Bigger Pocket's Family,
Our third RE deal was a single-family home in Northern Alabama with a 3/1.5 split.
Purchase price: $110,000
Cash invested: $32,000 REHAB, $27K Down Payment, Total $59K
This home was a rental that needed a lot of work, and I was able to place an offer before it hit the MLS because of our ROCKSTAR agent! Before entering the deal, we had our general contractor in place and an estimate of the repairs and upgrades needed. Overall, we had to put on a new roof, extensive landscaping, "60 years of growth never cut", new decking, new fencing, completely remodeled kitchen, updated fixtures and lighting, paint, electrical upgrades, and drywall repairs.
What made you interested in investing in this type of deal?
I am active duty military and am on a path to #FI. Sophia, my wife, and I have developed a plan of attack for acquiring rental homes in the primary and secondary markets based on where we want to retire. We plan to purchase one to two houses a year, and SFH is the niche of REI I enjoy. I also joined a great mastermind to refine those goals and keep pushing forward towards my designed life! This property has an ROI of 12% and CF's $627 a month after expenses. We also achieved a $250 increase in rent, which the property just rented this week!
How did you find this deal, and how did you negotiate it?
My #rockstar agent that I found on BPs knew we were looking for a deal and sent us the home. We were able to place an offer while the house was off-market and closed!
How did you finance this deal?
Conventional Loan with 25% down and a 3.3% IR.
How did you add value to the deal?
$32K in upgrades to for the whole home. No room was untouched, and the outside also had significant work down. See above for the details I already described.

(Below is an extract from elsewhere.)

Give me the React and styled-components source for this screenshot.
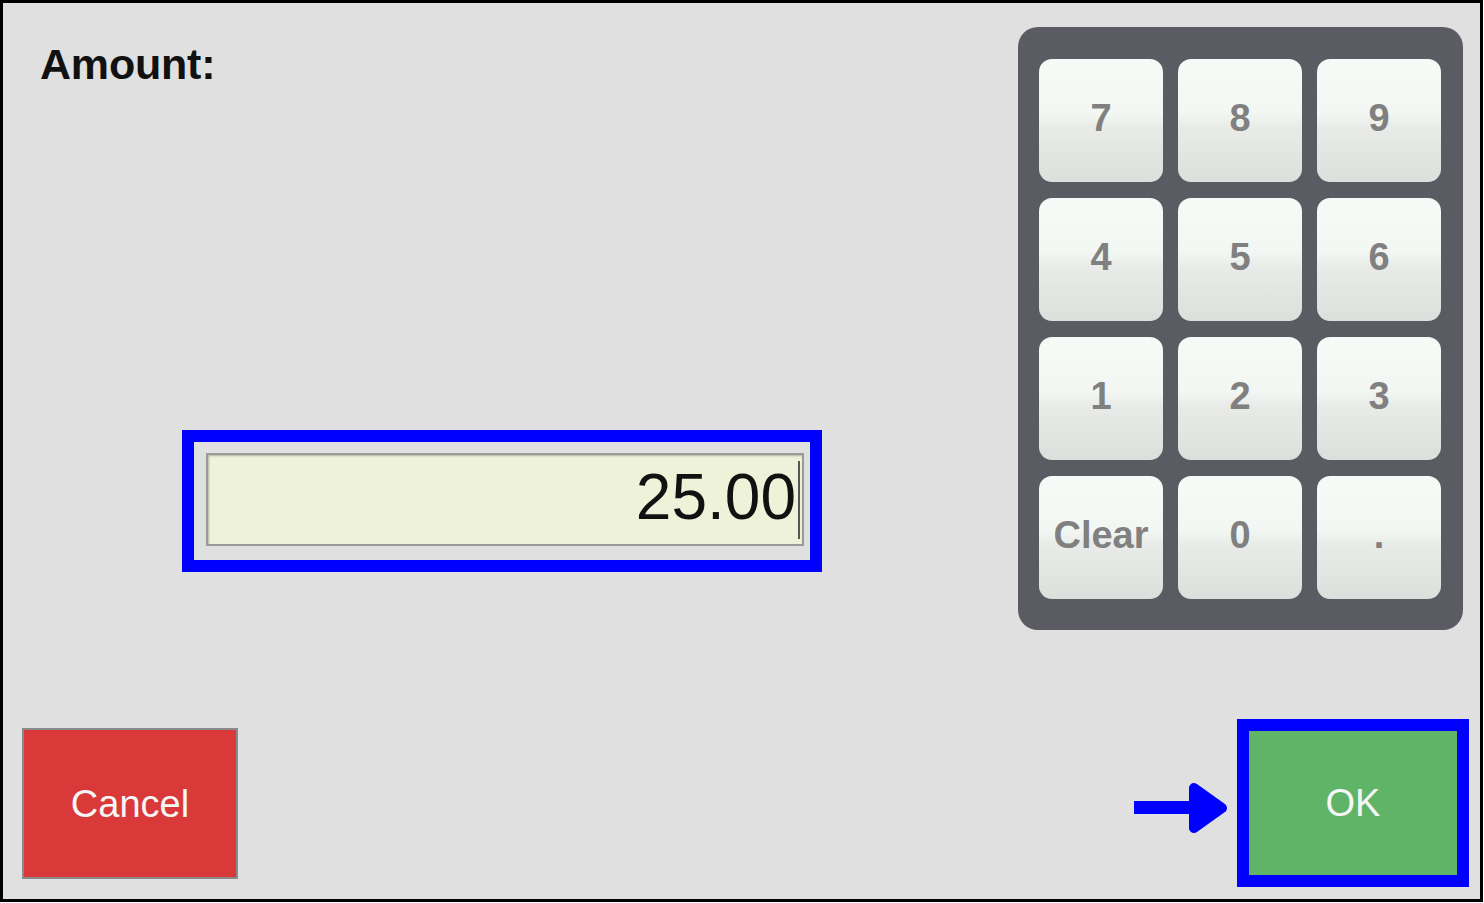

ARV: $150, estimated to pull out $40K on the REFI.
What was the outcome?
Home is in the rented part of the BRRRR, and we are estimated to REFI on 11 JAN. New rents are $1250, which was an increase of $250, and we continued to foster a relationship with our core-four in the primary market we want to grow in.
Lessons learned? Challenges?
First, finding a great agent is the most critical aspect. If you find an investor-friendly agent, they often already have a complete team and will save you time. Also, if you use their team, you continually add value to your agent, and when that next off-market deal comes, you will be first on the list!
Second, handling general contractors and holding them to cost, schedule, and performance. We were able to do a lot of work to the rental home and complete the REHAB in nine weeks using incentive-based contracts. Finding a contractor was the most challenging part, but when you find your GC make sure you treat them right.
Third, we needed to purchase the property significantly cheaper to REFI all our cash invested. This was our first BRRRR,
and we will leave roughly $20K in the property. We knew that was the case going into the deal, but next time we are wanted to pull out all cash invested to include the downpayment and start using the velocity of money principle! Overall, we will be able to pull out all our REHAB cash invested and positioned to purchase our next rental in 1QTR or 2nd QTR FY22.